Geography and juries
Geography matters in the U.S. justice system.
The Bundy trials – and the trials of their supporters, several of whom also walked free for the 2014 standoff earlier this year – have made this clear. Trial outcomes can vary depending on where they take place. The Bundy trials to date may well have gone differently in front of juries from Manhattan or Miami.
Part of the geographical subtext is that the Bundy family is not alone in their anti-federal sentiment. Most westerners want to see federal lands stay federal and people are rightly disturbed by the tactics of the Bundys and other militant, anti-federal “Sagebrush Rebels.” Yet, other scholars and I have argued that there is a kernel of truth to their complaints.

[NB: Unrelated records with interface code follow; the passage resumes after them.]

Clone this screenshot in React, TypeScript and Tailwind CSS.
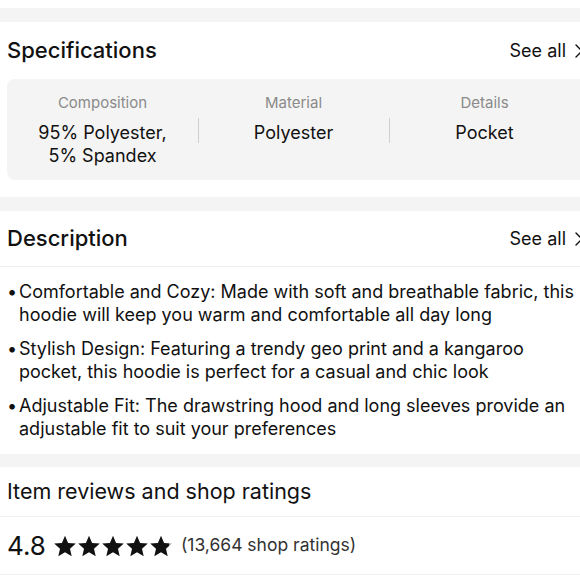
import { ChevronRight } from 'lucide-react';

const SPECS = [
  { label: 'Composition', value: ['95% Polyester,', '5% Spandex'] },
  { label: 'Material', value: ['Polyester'] },
  { label: 'Details', value: ['Pocket'] },
];

const BULLETS = [
  ['Comfortable and Cozy: Made with soft and breathable fabric, this', 'hoodie will keep you warm and comfortable all day long'],
  ['Stylish Design: Featuring a trendy geo print and a kangaroo', 'pocket, this hoodie is perfect for a casual and chic look'],
  ['Adjustable Fit: The drawstring hood and long sleeves provide an', 'adjustable fit to suit your preferences'],
];

function SeeAll() {
  return (
    <div className="flex items-center gap-[1px] text-[18px] text-[#111]">
      <span>See all</span>
      <ChevronRight size={24} strokeWidth={1.4} />
    </div>
  );
}

function Star({ id, fill = 1 }: { id: string; fill?: number }) {
  return (
    <svg width="24" height="24" viewBox="0 0 24 24">
      <defs>
        <linearGradient id={id} x1="0" x2="1" y1="0" y2="0">
          <stop offset={`${fill * 100}%`} stopColor="#111" />
          <stop offset={`${fill * 100}%`} stopColor="#9a9a9a" />
        </linearGradient>
      </defs>
      <path
        d="M12 1.8l3.1 7.1 7.7.7-5.8 5.1 1.7 7.5L12 18.3l-6.7 3.9 1.7-7.5L1.2 9.6l7.7-.7z"
        fill={`url(#${id})`}
      />
    </svg>
  );
}

export default function App() {
  return (
    <div className="w-[580px] h-[580px] overflow-hidden bg-[#f4f4f4] font-['Inter',sans-serif] text-[#111]">
      <div className="w-[598px]">
        <div className="h-[8px] bg-white" />

        <section className="mt-[14px] bg-white px-[7px] pb-[17px]">
          <div className="flex h-[57px] items-center justify-between">
            <h2 className="text-[22px] font-medium">Specifications</h2>
            <SeeAll />
          </div>
          <div className="flex h-[101px] rounded-[8px] bg-[#f4f4f4] pt-[14px]">
            {SPECS.map((spec, i) => (
              <div key={spec.label} className="relative flex w-[191px] flex-col items-center">
                {i > 0 && <div className="absolute left-0 top-[25px] h-[25px] w-px bg-[#cfcfcf]" />}
                <span className="text-[15px] leading-[20px] text-[#8a8a8a]">{spec.label}</span>
                <div className="mt-[8px] text-center text-[18px] leading-[23px]">
                  {spec.value.map((v) => (
                    <div key={v}>{v}</div>
                  ))}
                </div>
              </div>
            ))}
          </div>
        </section>

        <section className="mt-[14px] bg-white pb-[14px]">
          <div className="flex h-[56px] items-center justify-between border-b border-[#efefef] px-[7px]">
            <h2 className="text-[22px] font-medium">Description</h2>
            <SeeAll />
          </div>
          <ul className="space-y-[11px] px-[7px] pt-[13px] text-[18px] leading-[23px]">
            {BULLETS.map((b) => (
              <li key={b[0]} className="flex">
                <span className="w-[12px] shrink-0">•</span>
                <span>
                  {b[0]}
                  <br />
                  {b[1]}
                </span>
              </li>
            ))}
          </ul>
        </section>

        <section className="mt-[13px] bg-white">
          <div className="flex h-[50px] items-center border-b border-[#efefef] px-[7px]">
            <h2 className="text-[21.5px]">Item reviews and shop ratings</h2>
          </div>
          <div className="flex h-[58px] items-center gap-[7px] border-b border-[#efefef] px-[7px]">
            <span className="text-[26px] leading-none">4.8</span>
            <div className="flex">
              <Star id="s1" />
              <Star id="s2" />
              <Star id="s3" />
              <Star id="s4" />
              <Star id="s5" fill={0.88} />
            </div>
            <span className="ml-[1px] text-[17.5px] text-[#333]">(13,664 shop ratings)</span>
          </div>
          <div className="h-[20px]" />
        </section>
      </div>
    </div>
  );
}
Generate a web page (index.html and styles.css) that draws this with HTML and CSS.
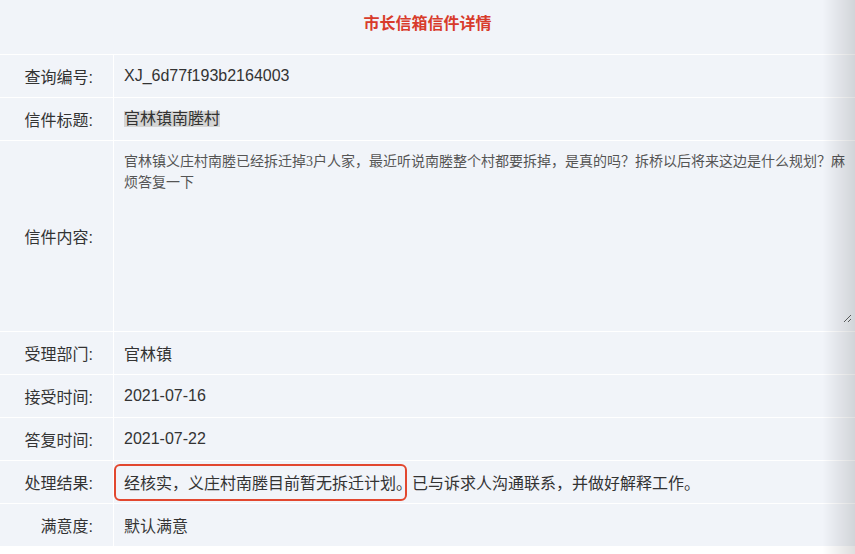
FILE: index.html
```html
<!DOCTYPE html>
<html lang="zh-CN">
<head>
<meta charset="utf-8">
<title>市长信箱信件详情</title>
<link rel="stylesheet" href="styles.css">
</head>
<body>
<div class="page">
  <div class="header"><h1 class="title">市长信箱信件详情</h1></div>
  <div class="row">
    <div class="label">查询编号:</div>
    <div class="value">XJ_6d77f193b2164003</div>
  </div>
  <div class="row">
    <div class="label">信件标题:</div>
    <div class="value"><span class="selected">官林镇南塍村</span></div>
  </div>
  <div class="row row-tall">
    <div class="label">信件内容:</div>
    <div class="value value-area"><textarea class="content" readonly>官林镇义庄村南塍已经拆迁掉3户人家，最近听说南塍整个村都要拆掉，是真的吗？拆桥以后将来这边是什么规划？麻烦答复一下</textarea></div>
  </div>
  <div class="row">
    <div class="label">受理部门:</div>
    <div class="value">官林镇</div>
  </div>
  <div class="row">
    <div class="label">接受时间:</div>
    <div class="value">2021-07-16</div>
  </div>
  <div class="row">
    <div class="label">答复时间:</div>
    <div class="value">2021-07-22</div>
  </div>
  <div class="row">
    <div class="label">处理结果:</div>
    <div class="value value-mark">经核实，义庄村南塍目前暂无拆迁计划。已与诉求人沟通联系，并做好解释工作。<span class="mark"></span></div>
  </div>
  <div class="row">
    <div class="label">满意度:</div>
    <div class="value">默认满意</div>
  </div>
</div>
<div class="edge-shadow"></div>
</body>
</html>
```

FILE: styles.css
```css
html, body {
  margin: 0;
  padding: 0;
  background: #ffffff;
}

body {
  font-family: "Liberation Sans", "Noto Sans CJK SC", sans-serif;
  font-size: 16px;
  color: #333333;
  overflow: hidden;
}

.page {
  background: #f1f4f9;
}

.header {
  height: 54px;
  box-sizing: border-box;
  padding-top: 14px;
}

.title {
  margin: 0;
  text-align: center;
  font-size: 16px;
  line-height: 20px;
  font-weight: bold;
  color: #d83b2b;
}

.row {
  display: grid;
  grid-template-columns: 114px 1fr;
  height: 43px;
  box-sizing: border-box;
  border-top: 1px solid #ffffff;
}

.row-tall {
  height: 191px;
}

.label {
  display: flex;
  align-items: center;
  justify-content: flex-end;
  padding-right: 20px;
  border-right: 1px solid #ffffff;
  white-space: nowrap;
}

.value {
  display: flex;
  align-items: center;
  padding-left: 10px;
  white-space: nowrap;
  position: relative;
}

.selected {
  display: inline-block;
  height: 16px;
  line-height: 16px;
  background: #d5d5d5;
}

.value-area {
  padding: 2px 3px 0 2px;
  align-items: flex-start;
}

.content {
  width: 100%;
  height: 180px;
  box-sizing: border-box;
  margin: 0;
  padding: 8px 4px 8px 8px;
  border: none;
  outline: none;
  background: transparent;
  resize: both;
  font-family: "Liberation Serif", "Noto Sans CJK SC", serif;
  font-size: 14px;
  line-height: 21px;
  color: #555555;
  white-space: pre-wrap;
  overflow: hidden;
}

.mark {
  position: absolute;
  left: 0;
  top: 3px;
  width: 293px;
  height: 37px;
  box-sizing: border-box;
  border: 2px solid #e2472f;
  border-radius: 6px;
}

.edge-shadow {
  position: fixed;
  top: 0;
  right: 0;
  width: 32px;
  height: 100%;
  background: linear-gradient(to right, rgba(0, 0, 0, 0), rgba(0, 0, 0, 0.13));
  pointer-events: none;
}
```
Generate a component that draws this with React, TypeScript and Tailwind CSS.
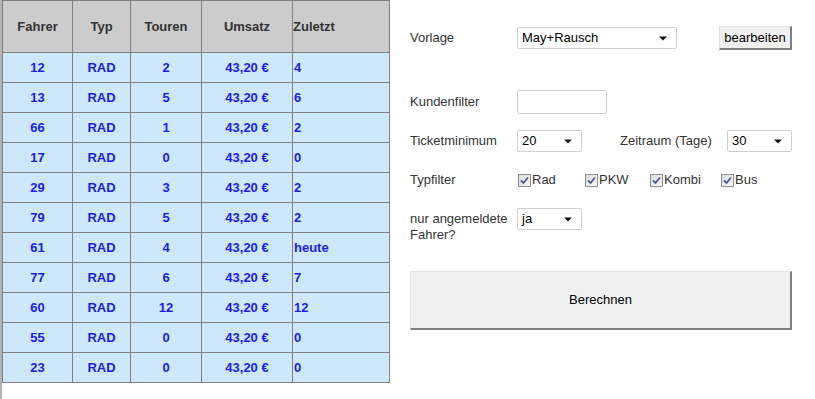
const rows = [
  { fahrer: '12', touren: '2', zuletzt: '4' },
  { fahrer: '13', touren: '5', zuletzt: '6' },
  { fahrer: '66', touren: '1', zuletzt: '2' },
  { fahrer: '17', touren: '0', zuletzt: '0' },
  { fahrer: '29', touren: '3', zuletzt: '2' },
  { fahrer: '79', touren: '5', zuletzt: '2' },
  { fahrer: '61', touren: '4', zuletzt: 'heute' },
  { fahrer: '77', touren: '6', zuletzt: '7' },
  { fahrer: '60', touren: '12', zuletzt: '12' },
  { fahrer: '55', touren: '0', zuletzt: '0' },
  { fahrer: '23', touren: '0', zuletzt: '0' },
]

const headers = ['Fahrer', 'Typ', 'Touren', 'Umsatz']

function Arrow() {
  return (
    <svg width="8" height="5" viewBox="0 0 8 5" className="shrink-0">
      <path d="M0 0.5 L8 0.5 L4 4.5 Z" fill="#111" />
    </svg>
  )
}

function FakeSelect({ value, width }: { value: string; width: string }) {
  return (
    <div
      className={`${width} flex h-[22px] items-center justify-between rounded-[2px] border border-[#cfcfcf] bg-white pl-[4px] pr-[9px] text-[13px] text-black`}
    >
      <span>{value}</span>
      <Arrow />
    </div>
  )
}

function Check({ label, width }: { label: string; width: string }) {
  return (
    <label className={`${width} flex items-center gap-[1px] text-[13px] text-[#333]`}>
      <span className="flex h-[13px] w-[13px] items-center justify-center border border-[#8e8f8f] bg-gradient-to-br from-[#dcdcdc] to-[#f8f8f8]">
        <svg width="9" height="9" viewBox="0 0 9 9">
          <path d="M1 4.5 L3.5 7 L8 1.5" stroke="#4a5b8f" strokeWidth="1.8" fill="none" />
        </svg>
      </span>
      {label}
    </label>
  )
}

export default function App() {
  return (
    <div
      className="flex min-h-screen bg-white"
      style={{ fontFamily: '"Liberation Sans", Arial, sans-serif' }}
    >
      {/* left table */}
      <div className="flex min-h-screen border-l-2 border-[#b4b4b4]">
        <div className="h-fit border-l border-t border-[#808080]">
          <div className="grid grid-cols-[70px_58px_71px_91px_97px]">
            {headers.map((h) => (
              <div
                key={h}
                className="flex h-[52px] items-center justify-center border-b border-r border-[#808080] bg-[#cccccc] text-[13px] font-bold text-[#333]"
              >
                {h}
              </div>
            ))}
            <div className="flex h-[52px] items-center border-b border-r border-[#808080] bg-[#cccccc] text-[13px] font-bold text-[#333]">
              Zuletzt
            </div>
            {rows.map((r, i) => (
              <div key={i} className="contents text-[13px] font-bold text-[#1c1ce8]">
                <div className="flex h-[30px] items-center justify-center border-b border-r border-[#808080] bg-[#cce8fa]">
                  {r.fahrer}
                </div>
                <div className="flex h-[30px] items-center justify-center border-b border-r border-[#808080] bg-[#cce8fa]">
                  RAD
                </div>
                <div className="flex h-[30px] items-center justify-center border-b border-r border-[#808080] bg-[#cce8fa]">
                  {r.touren}
                </div>
                <div className="flex h-[30px] items-center justify-center border-b border-r border-[#808080] bg-[#cce8fa]">
                  43,20 €
                </div>
                <div className="flex h-[30px] items-center border-b border-r border-[#808080] bg-[#cce8fa] pl-px">
                  {r.zuletzt}
                </div>
              </div>
            ))}
          </div>
        </div>
      </div>

      {/* right form */}
      <div className="ml-[20px] flex w-[382px] flex-col text-[13px] text-[#333]">
        <div className="mt-[26px] flex h-[24px] items-center">
          <span className="w-[107px]">Vorlage</span>
          <FakeSelect value="May+Rausch" width="w-[160px]" />
          <button className="ml-auto h-[24px] w-[73px] border-l border-t border-b-2 border-r-2 border-l-[#e4e4e4] border-t-[#e4e4e4] border-b-[#808080] border-r-[#808080] bg-[#f0f0f0] text-[13px] text-black">
            bearbeiten
          </button>
        </div>

        <div className="mt-[40px] flex h-[24px] items-center">
          <span className="w-[107px]">Kundenfilter</span>
          <div className="h-[24px] w-[90px] rounded-[2px] border border-[#cfcfcf] bg-white" />
        </div>

        <div className="mt-[16px] flex h-[22px] items-center">
          <span className="w-[107px]">Ticketminimum</span>
          <FakeSelect value="20" width="w-[65px]" />
          <span className="ml-[38px] w-[107px]">Zeitraum (Tage)</span>
          <FakeSelect value="30" width="w-[65px]" />
        </div>

        <div className="mt-[18px] flex h-[20px] items-center">
          <span className="w-[107px]">Typfilter</span>
          <div className="flex pl-px">
            <Check label="Rad" width="w-[67px]" />
            <Check label="PKW" width="w-[65px]" />
            <Check label="Kombi" width="w-[71px]" />
            <Check label="Bus" width="w-[60px]" />
          </div>
        </div>

        <div className="mt-[18px] flex items-start">
          <span className="w-[107px] pr-[6px] pt-[3px] leading-[16px]">nur angemeldete Fahrer?</span>
          <FakeSelect value="ja" width="w-[65px]" />
        </div>

        <button className="mt-[28px] h-[59px] w-full border-l border-t border-b-2 border-r-2 border-l-[#e4e4e4] border-t-[#e4e4e4] border-b-[#808080] border-r-[#808080] bg-[#f0f0f0] text-[13px] text-black">
          Berechnen
        </button>
      </div>
    </div>
  )
}
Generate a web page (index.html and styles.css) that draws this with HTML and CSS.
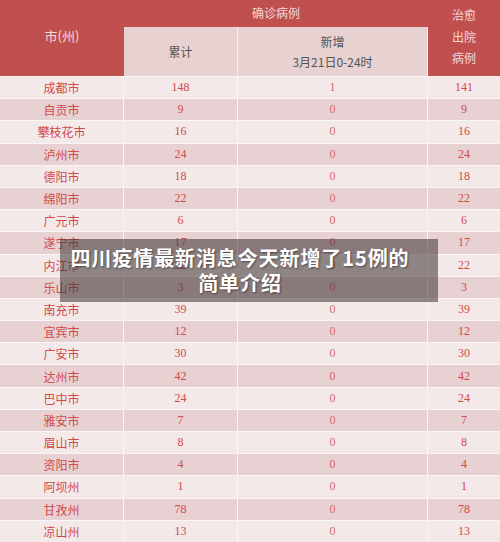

Namely, the Bundys and their supporters claim that the federal government is “tyrannical.” A less militant version of that sentiment is that federal agencies could be more fair, consistent and inclusive with local communities in the region. The Department of Interior manages about one-fifth of the land in the United States through the National Park Service, the Fish and Wildlife Service and the Bureau of Land Management. Monitoring and enforcing regulations on this vast territory is difficult. Many western communities think federal agencies manage public lands arbitrarily or unfairly.
A frequent criticism of these agencies, who have a daunting mandate with limited resources, is that they are inconsistent. Another is that they can be unpredictable. For instance, the Bureau of Land Management allowed Cliven to graze his cattle illegally for 20 years, which could look like tacit approval. Local communities have also felt excluded from agency decision-making or looked down on by federal representatives.
In an unusual move, one juror in the October 2016 trial spoke out after the trial. The anonymous juror accused the prosecution of “arrogance” and an “air of triumphalism,” which may suggest a view of federal representatives as elitist outsiders. However, he also emphasized that “not guilty” did not mean “innocent.” He insisted that the acquittal was not a sign that the jury agreed with the Bundys’ stances. Nonetheless, the populist-cowboy tone of the Bundy trials underscores the subjectivity of justice; one person’s terrorist may be another person’s folk hero.
Race and juries
Race also plays a role in the Bundy cases.
Some observers shocked by Ammon’s and Ryan’s 2016 acquittal noticed that their jury entirely comprised white people. “All-white jury” tends to be used synonymously with “unjust jury.”
Like geography, race matters to juries. It’s not as simple as “white people vote this way and black people vote that way,” or that all-white juries are automatically unfair. However, social science studies have shown that jury demographics affect outcomes. For instance, white jurors are substantially more likely to favor the death penalty in murder cases. Generally, more diverse juries are believed to deliberate for longer, make fewer factual errors and discuss more information, including questions of race.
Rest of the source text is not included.